For months I shadowed these boards, and often posted my long, frustrated and utterly hopeless posts about my AH, who seemed to be headed very quickly for an early grave. Since then, he found his bottom, which stopped (barely) short of death, and landed him in jail for two months for a DUI, with a few other charges piled on top. Since then, he's been going to AA nearly every day. He has two sponsors, and often chairs meetings. He has now been voted in as the secretary for his home group. Today (or, yesterday now, technically) he received his 6-month token. While some may say six months is far too little to know, it's very apparent to me that he is changed on a profound level. I've seen him dry before, and this definitely isn't it. I can talk to him now, and he talks to me openly about his past, about the seven dry years he had before deciding he was "past all that" and could drink again -- only to end up in the five-year drunken downhill slide that I have described in detail in the past from the codie side of things. Even if I bring up subjects he doesn't like, the angry outbursts that used to be so commonplace are gone. He takes care of the kids, does housework, cooks, he starts a new job next week (the first in two years), and money sits in plain sight until it's needed for gas, or baby formula, or cigarettes.

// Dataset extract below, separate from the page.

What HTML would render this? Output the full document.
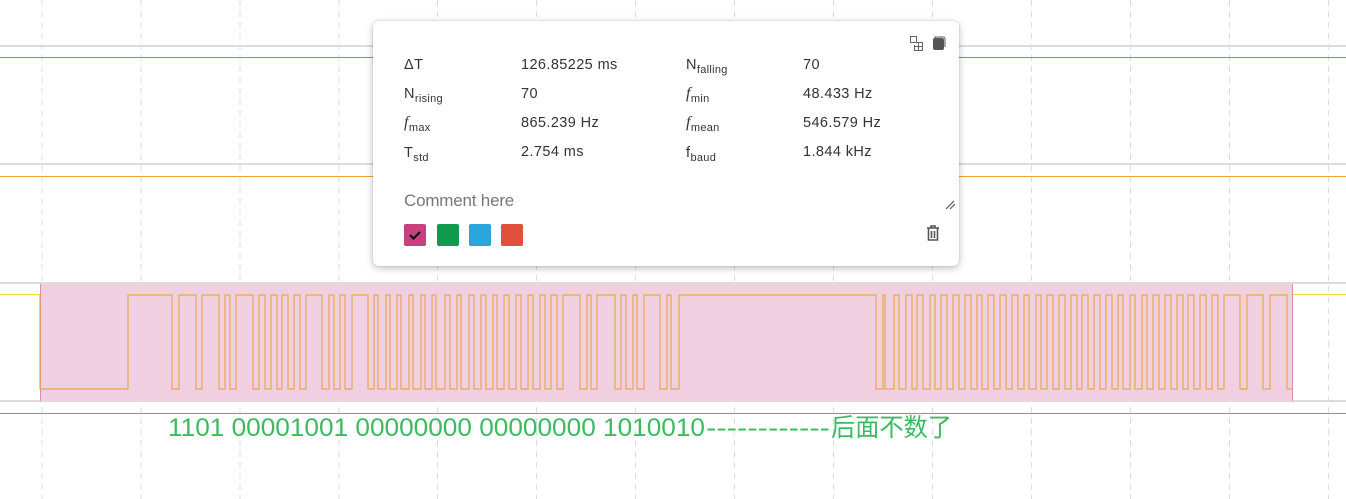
<!DOCTYPE html>
<html><head><meta charset="utf-8"><style>
html,body{margin:0;padding:0;background:#fff;width:1346px;height:499px;overflow:hidden;position:relative;font-family:"Liberation Sans",sans-serif}
.pop{position:absolute;left:373px;top:21px;width:586px;height:245px;background:#fff;border-radius:6px;box-shadow:0 2px 8px rgba(0,0,0,.25),0 0 2px rgba(0,0,0,.15)}
.c{position:absolute;font-size:14.5px;color:#333;letter-spacing:.4px;white-space:nowrap}
.c sub{font-size:11px;vertical-align:-4px;letter-spacing:.3px}
.c i{font-family:"Liberation Serif",serif;font-size:16px}
.sw{position:absolute;top:203px;width:22px;height:22px;border-radius:2px}
</style></head><body>
<svg width="1346" height="499" style="position:absolute;left:0;top:0" shape-rendering="crispEdges">
<g stroke="#ddd" stroke-width="1" stroke-dasharray="6,5">
<line x1="42" y1="0" x2="42" y2="499"/><line x1="141" y1="0" x2="141" y2="499"/><line x1="240" y1="0" x2="240" y2="499"/><line x1="339" y1="0" x2="339" y2="499"/><line x1="437.5" y1="0" x2="437.5" y2="499"/><line x1="536.5" y1="0" x2="536.5" y2="499"/><line x1="635.5" y1="0" x2="635.5" y2="499"/><line x1="734.5" y1="0" x2="734.5" y2="499"/><line x1="833.5" y1="0" x2="833.5" y2="499"/><line x1="932.5" y1="0" x2="932.5" y2="499"/><line x1="1031.5" y1="0" x2="1031.5" y2="499"/><line x1="1130.5" y1="0" x2="1130.5" y2="499"/><line x1="1229.5" y1="0" x2="1229.5" y2="499"/><line x1="1328.5" y1="0" x2="1328.5" y2="499"/>
</g>
<g stroke="#dcdcdc" stroke-width="2">
<line x1="0" y1="46" x2="1346" y2="46"/><line x1="0" y1="164" x2="1346" y2="164"/><line x1="0" y1="283" x2="1346" y2="283"/><line x1="0" y1="401" x2="1346" y2="401"/>
</g>
<line x1="0" y1="57.5" x2="1346" y2="57.5" stroke="#f06070" stroke-width="1"/>
<line x1="0" y1="176.5" x2="1346" y2="176.5" stroke="#f5a040" stroke-width="1"/>
<line x1="0" y1="294.5" x2="1346" y2="294.5" stroke="#e8e030" stroke-width="1"/>
<line x1="0" y1="413.5" x2="1346" y2="413.5" stroke="#4a9ff0" stroke-width="1"/>
<rect x="40" y="284" width="1253" height="117" fill="#f0cfe0"/>
<line x1="40.5" y1="284" x2="40.5" y2="401" stroke="#d890b0"/>
<line x1="1292.5" y1="284" x2="1292.5" y2="401" stroke="#d890b0"/>
<path fill="none" stroke="#e8a850" stroke-width="1.2" shape-rendering="auto" d="M40 295 V389 H128 V295 H172 V389 H179 V295 H196 V389 H202 V295 H219 V389 H225 V295 H230 V389 H236 V295 H253 V389 H259 V295 H265 V389 H271 V295 H277 V389 H282 V295 H288 V389 H294 V295 H300 V389 H306 V295 H322 V389 H329 V295 H334 V389 H340 V295 H345 V389 H352 V295 H368 V389 H374 V295 H378 V389 H386 V295 H390 V389 H397 V295 H401 V389 H409 V295 H413 V389 H421 V295 H425 V389 H432 V295 H436 V389 H445 V295 H450 V389 H457 V295 H461 V389 H469 V295 H474 V389 H481 V295 H486 V389 H493 V295 H497 V389 H504 V295 H509 V389 H516 V295 H521 V389 H528 V295 H533 V389 H540 V295 H545 V389 H551 V295 H557 V389 H563 V295 H580 V389 H587 V295 H591 V389 H597 V295 H615 V389 H621 V295 H626 V389 H633 V295 H637 V389 H644 V295 H660 V389 H667 V295 H671 V389 H679 V295 H876 V389 H883 V295 H885 V389 H894 V295 H899 V389 H906 V295 H912 V389 H917 V295 H923 V389 H930 V295 H935 V389 H941 V295 H947 V389 H953 V295 H959 V389 H965 V295 H971 V389 H977 V295 H982 V389 H988 V295 H994 V389 H1000 V295 H1006 V389 H1012 V295 H1018 V389 H1024 V295 H1029 V389 H1036 V295 H1041 V389 H1047 V295 H1053 V389 H1059 V295 H1065 V389 H1071 V295 H1077 V389 H1082 V295 H1088 V389 H1094 V295 H1100 V389 H1106 V295 H1112 V389 H1118 V295 H1123 V389 H1130 V295 H1135 V389 H1142 V295 H1147 V389 H1153 V295 H1159 V389 H1165 V295 H1171 V389 H1177 V295 H1183 V389 H1188 V295 H1194 V389 H1200 V295 H1206 V389 H1212 V295 H1218 V389 H1224 V295 H1240 V389 H1247 V295 H1263 V389 H1270 V295 H1287 V389 H1292"/>
<text y="436" fill="#3dba60" font-size="25" shape-rendering="auto" font-family="Liberation Sans, Noto Sans CJK SC, sans-serif"><tspan x="168" textLength="537" lengthAdjust="spacingAndGlyphs">1101 00001001 00000000 00000000 1010010</tspan><tspan x="706" textLength="124" lengthAdjust="spacingAndGlyphs">------------</tspan><tspan x="831" textLength="121" lengthAdjust="spacingAndGlyphs">后面不数了</tspan></text>
</svg>
<div class="pop">
<div class="c" style="left:31px;top:36px">ΔT</div>
<div class="c" style="left:148px;top:36px">126.85225 ms</div>
<div class="c" style="left:313px;top:36px">N<sub>falling</sub></div>
<div class="c" style="left:430px;top:36px">70</div>
<div class="c" style="left:31px;top:65px">N<sub>rising</sub></div>
<div class="c" style="left:148px;top:65px">70</div>
<div class="c" style="left:313px;top:64px"><i>f</i><sub>min</sub></div>
<div class="c" style="left:430px;top:65px">48.433 Hz</div>
<div class="c" style="left:31px;top:93px"><i>f</i><sub>max</sub></div>
<div class="c" style="left:148px;top:94px">865.239 Hz</div>
<div class="c" style="left:313px;top:93px"><i>f</i><sub>mean</sub></div>
<div class="c" style="left:430px;top:94px">546.579 Hz</div>
<div class="c" style="left:31px;top:124px">T<sub>std</sub></div>
<div class="c" style="left:148px;top:123px">2.754 ms</div>
<div class="c" style="left:313px;top:124px">f<sub>baud</sub></div>
<div class="c" style="left:430px;top:123px">1.844 kHz</div>
<div class="c" style="left:31px;top:170px;font-size:17px;color:#777;letter-spacing:-.2px">Comment here</div>
<div class="sw" style="left:31px;background:#c8407f"><svg width="22" height="22"><path d="M6 11 L9.5 14.5 L16 8" stroke="#111" stroke-width="2.2" fill="none"/></svg></div>
<div class="sw" style="left:64px;background:#109a4e"></div>
<div class="sw" style="left:96px;background:#2aa6dc"></div>
<div class="sw" style="left:128px;background:#e0503a"></div>
<svg style="position:absolute;left:536px;top:14px" width="40" height="18">
<rect x="1.5" y="1.5" width="6" height="6" fill="none" stroke="#666"/>
<path d="M5 7.5 H13.5 V15.5 H5.5 V10 M9.5 7.5 V15.5 M5.5 11.5 H13.5" fill="none" stroke="#666"/>
<path d="M24 5 a2 2 0 0 1 2-2 h7 a2 2 0 0 1 2 2 v8 a2 2 0 0 1-2 2 h-7 a2 2 0 0 1-2-2z" fill="#555"/>
<path d="M26 3 V2 h8 a2 2 0 0 1 2 2 v8" fill="none" stroke="#555" stroke-width="1"/>
</svg>
<svg style="position:absolute;left:571px;top:177px" width="14" height="14"><path d="M2 11 L10 3 M6 11 L11 6" stroke="#555" stroke-width="1.2"/></svg>
<svg style="position:absolute;left:551px;top:202px" width="18" height="20"><path d="M3 5 H15 M7 5 V3 H11 V5 M4.5 5 V17 H13.5 V5 M7.5 8 V15 M10.5 8 V15" fill="none" stroke="#555" stroke-width="1.6"/></svg>
</div>
</body></html>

Life couldn't be better, but...oh yeah, there's always one of those...I find myself still struggling with a lot of things from the past. I told myself that time would help heal the wounds, and that I should just revel in the present and his living amends and my own efforts toward my health would help that to go away. For the most part it has. However, for these past months I've been struggling hard with some of the things he said and did while drunk, that I don't even think he knows he did considering the extreme level of his intoxication during those times. He has been indifferent to me on an intimate level, and most of the time I can assure myself that he's focusing on his recovery, we lead hectic lives of self-employment and young children, etc. etc. But sometimes the past name-calling, the violence, the belittling and all the other things that are so out-of-character for him when there's no bottle involved comes bubbling up. I've spent several nights wondering what, if anything, I can discuss with him that might be constructive.

Thankfully, I don't feel that anything I say or do will threaten his sobriety or any such concerns that I see from a lot of people with SOs new to recovery, but I don't want to hurt him for something that could just be something I need to deal with myself. I feel like I need to hear him tell me which things he really meant and which he didn't mean, and I haven't yet found a way to not need it. I try so hard to rely only on myself for my own happiness, but when I'm alone in my thoughts I still hear his drunken insults and am still living with the reality of feeling more like his best friend or even sibling, and not his wife. I've mentioned the eight-month lack of any hint of intimate talk or behavior (keeping it PG here), and he just tells me I'm making a big deal out of nothing. It's not nothing to me...it's important, and mostly I just want to know it's not because of something wrong with me, or maybe now that he's sober he realizes he isn't quite as fond of me as he thought.

Wow, that was long...to sum up, I'd love to hear from anyone who would like to share some of their experiences in the first months or years in recovery. Is this just normal, and I really am being hyper-hormonal and overreacting? I really don't know why it matters so much to me now after so much time he spent passed out or mean, except that maybe now I can't point to any other problems except myself.